Lo si era capito sin dalle prime battute del sabato, che questo Gran Premio d’Argentina sarebbe stato poco convenzionale. Ma nessuno si sarebbe mai azzardato a pensare che questa gara sarebbe in qualche modo passata alla storia, perlomeno in negativo. Il GP del caos, la domenica dell’incertezza: un titolo degno, che un po’ oscura la piccola grande impresa compiuta da uno stoico Cal Crutchlow (Team Honda LCR). Uno dei piloti più regolaristi del lotto che si è messo silenziosamente all’opera dal primo all’ultimo giro per ritagliarsi il terzo successo in carriera, che mancava da Philip Island 2016 quando i valori in campo erano ben diversi. Vince d’esperienza Crutchlow, rimasto nascosto del gruppo per poi esibirsi in un guizzo decisivo ai-2 come farebbe il suo amico Mark Cavendish, stella delle due ruote sì, ma a pedali. Regola un pimpante Johann Zarco ed un ottimo Alex Rins, su Suzuki.
Polemica e polemiche
Confusione già allo start. I box si affollano di meccanici una volta che, a pochi minuti dal semaforo verde, tutti scelgono di sostituire le gomme da pioggia con le slick da asciutto: una scelta che inizialmente aveva fatto il solo Jack Miller. La direzione di corsa per garantire una pista ancora meno umida ritarda di 15′ il via, con un premio di consolazione per Miller, il quale avrebbe potuto facilmente dominare la corsa in caso di partenza normale: i piloti, ad eccezione dell’australiano in pole, vengono indietreggiati di tre file. In attesa dello scatto iniziale, poi, Marquez fa spegnere la sua RC213V e per riavviarla la lancia dapprima avanti, poi ritorna alla sua casella percorrendo il rettilineo contromano. Una manovra che verrà sanzionato con un Drive Through che lo spagnolo ha scontato mentre era in prima posizione.
L’epilogo
A quel punto si è profilata la seguente situazione: il quartetto al comando formato da Miller, Zarco, Rins e Crutchlow; un nugolo di diretti inseguitori composto da Vinales, Rossi e Dovizioso; e Marquez, dal fondo del plotone, più scatenato che mai.
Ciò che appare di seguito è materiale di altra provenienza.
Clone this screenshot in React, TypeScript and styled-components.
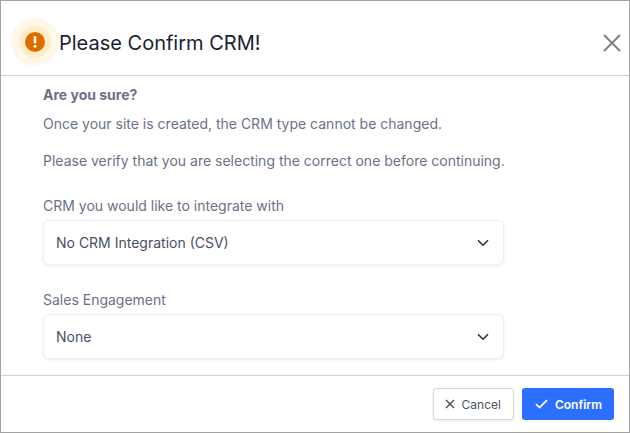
import styled, { createGlobalStyle } from "styled-components";

const GlobalStyle = createGlobalStyle`
  html, body {
    margin: 0;
    padding: 0;
    background: #fff;
  }
  * {
    box-sizing: border-box;
  }
`;

export default function App() {
  return (
    <>
      <GlobalStyle />
      <Modal>
        <Header>
          <HeaderLeft>
            <WarningOuter>
              <WarningInner>
                <WarningDot>
                  <svg width="14" height="14" viewBox="0 0 14 14">
                    <rect x="5.7" y="1" width="2.6" height="7.6" rx="1.3" fill="#fff" />
                    <circle cx="7" cy="11.2" r="1.5" fill="#fff" />
                  </svg>
                </WarningDot>
              </WarningInner>
            </WarningOuter>
            <Title>Please Confirm CRM!</Title>
          </HeaderLeft>
          <CloseButton aria-label="Close">
            <svg width="18" height="18" viewBox="0 0 18 18">
              <path d="M1 1L17 17M17 1L1 17" stroke="#808080" strokeWidth="1.9" fill="none" />
            </svg>
          </CloseButton>
        </Header>
        <Body>
          <Strong>Are you sure?</Strong>
          <Paragraph>Once your site is created, the CRM type cannot be changed.</Paragraph>
          <Paragraph>Please verify that you are selecting the correct one before continuing.</Paragraph>
          <Field>
            <Label>CRM you would like to integrate with</Label>
            <Select>
              <span>No CRM Integration (CSV)</span>
              <Chevron />
            </Select>
          </Field>
          <Field>
            <Label>Sales Engagement</Label>
            <Select>
              <span>None</span>
              <Chevron />
            </Select>
          </Field>
        </Body>
        <Footer>
          <CancelButton>
            <svg width="10" height="10" viewBox="0 0 10 10">
              <path d="M1 1L9 9M9 1L1 9" stroke="#4a5163" strokeWidth="1.5" fill="none" />
            </svg>
            Cancel
          </CancelButton>
          <ConfirmButton>
            <svg width="13" height="10" viewBox="0 0 13 10">
              <path d="M1 5.2L4.6 8.6L12 1.2" stroke="#fff" strokeWidth="1.8" fill="none" />
            </svg>
            Confirm
          </ConfirmButton>
        </Footer>
      </Modal>
    </>
  );
}

function Chevron() {
  return (
    <svg width="12" height="8" viewBox="0 0 12 8">
      <path d="M1 1.2L6 6.2L11 1.2" stroke="#2b2f3a" strokeWidth="1.6" fill="none" />
    </svg>
  );
}

const Modal = styled.div`
  display: flex;
  flex-direction: column;
  width: 630px;
  height: 433px;
  background: #fff;
  border: 1px solid #a3a3a3;
  font-family: Inter, "Liberation Sans", sans-serif;
`;

const Header = styled.div`
  display: flex;
  align-items: center;
  justify-content: space-between;
  height: 75px;
  padding: 8px 8px 0 10px;
  border-bottom: 1px solid #cfd0d8;
`;

const HeaderLeft = styled.div`
  display: flex;
  align-items: center;
`;

const WarningOuter = styled.div`
  display: flex;
  align-items: center;
  justify-content: center;
  width: 48px;
  height: 48px;
  border-radius: 50%;
  background: #fff8e8;
`;

const WarningInner = styled.div`
  display: flex;
  align-items: center;
  justify-content: center;
  width: 32px;
  height: 32px;
  border-radius: 50%;
  background: #ffedc9;
`;

const WarningDot = styled.div`
  display: flex;
  align-items: center;
  justify-content: center;
  width: 20px;
  height: 20px;
  border-radius: 50%;
  background: #e06c00;
`;

const Title = styled.h1`
  margin: 0;
  padding-top: 2px;
  font-size: 20px;
  font-weight: 400;
  color: #1a2233;
`;

const CloseButton = styled.button`
  display: flex;
  margin-top: 2px;
  padding: 0;
  border: none;
  background: transparent;
`;

const Body = styled.div`
  display: flex;
  flex-direction: column;
  flex: 1;
  padding: 10px 125px 0 42px;
`;

const Strong = styled.div`
  font-size: 14px;
  line-height: 17px;
  font-weight: 700;
  color: #6b7287;
`;

const Paragraph = styled.p`
  margin: 11px 0 0;
  font-size: 14px;
  line-height: 20px;
  color: #6b7287;
  white-space: nowrap;
  & + & {
    margin-top: 17px;
  }
`;

const Field = styled.div`
  display: flex;
  flex-direction: column;
  margin-top: 26px;
`;

const Label = styled.label`
  margin-bottom: 5px;
  font-size: 14px;
  line-height: 18px;
  color: #6b7287;
`;

const Select = styled.div`
  display: flex;
  align-items: center;
  justify-content: space-between;
  height: 45px;
  padding: 0 14px 0 12px;
  border: 1px solid #eeeef2;
  border-radius: 6px;
  background: #fff;
  box-shadow: 0 1px 3px rgba(30, 35, 60, 0.08);
  font-size: 14px;
  color: #4a5163;
`;

const Footer = styled.div`
  display: flex;
  align-items: center;
  justify-content: flex-end;
  gap: 8px;
  height: 57px;
  padding: 0 15px 0 0;
  border-top: 1px solid #cfd0d8;
`;

const CancelButton = styled.button`
  display: flex;
  align-items: center;
  gap: 7px;
  height: 32px;
  padding: 0 12px 0 11px;
  border: 1px solid #d6d7de;
  border-radius: 3px;
  background: #fff;
  box-shadow: 0 1px 2px rgba(30, 35, 60, 0.08);
  font-family: inherit;
  font-size: 12px;
  font-weight: 400;
  color: #4a5163;
`;

const ConfirmButton = styled.button`
  display: flex;
  align-items: center;
  gap: 7px;
  height: 32px;
  padding: 0 12px 0 13px;
  border: none;
  border-radius: 3px;
  background: #2c6eff;
  font-family: inherit;
  font-size: 12px;
  font-weight: 600;
  color: #fff;
`;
Lo spagnolo si è tempestivamente lanciato in una rimonta aggressiva quanto efficace, girando su tempi di un secondo inferiori a quelli dei migliori. Il Cabronçito pedala a testa bassa, inghiottendo uno ad uno i piloti che lo precedono. Nel sorpasso ai danni di Espargaro però esagera: i due iberici si sfiorano e per poco non ruzzolano giù nella ghiaia. La direzione corsa interviene impartendo a Marquez l’ordine di indietreggiare di una posizione, ma il suo passo estremo gli consente con facilità di continuare imperterrito a risalire la china, fino ai -3.
Non c’è due senza tre
Ad averci i nervi saldi, Marc avrebbe stracciato la concorrenza di Rìo Hondo. Troppo superiore il suo passo, troppo efficace la sua guida. Lo ha dimostrato tanto nel weekend quanto in corsa. Eppure, anche non volendo considerare il “contromano” di partenza – un gesto istintivo che forse chiunque avrebbe fatto – sono due le grandi cadute di stile di giornata: il sorpasso ad Espargaro e la manovra per infilare Valentino Rossi. A 3 giri dal termine, infatti, mentre il Dottore si trovava in sesta piazza, Marquez è penetrato all’interno della sua traiettoria con un’entrata a dir poco piratesca. Fanno a sportellate, per usare un felice gergo telecronistico, con Rossi che deve allargarsi sull’erba fino a scivolare.
Ripercussioni
Una manovra che, a caldo gli è fruttata una squalifica di 30 secondi (finendo fuori dalla classifica che conta) e a freddo ha stuzzicato la maggior parte dei suoi colleghi a condannare un simile condotta: da Crutchlow a Dovizioso, da Rins a Zarco. Al termine del GP Marquez si è recato al box di Valentino per porgergli le scuse ma il suo entourage non gli ha concesso parola. Emblematici i gesti e le parole di Uccio, amico e manager di Valentino, il quale ha causticamente ribadiato di “Non venire qui“. Siamo solo al secondo appuntamento stagionale e già si parla di una guerra. Di sicuro non è una guerra che fa buona pubblicità al movimento. I commissari della Dorna, comunque, sono in riunione per eventuali provvedimenti ai danni di Marquez.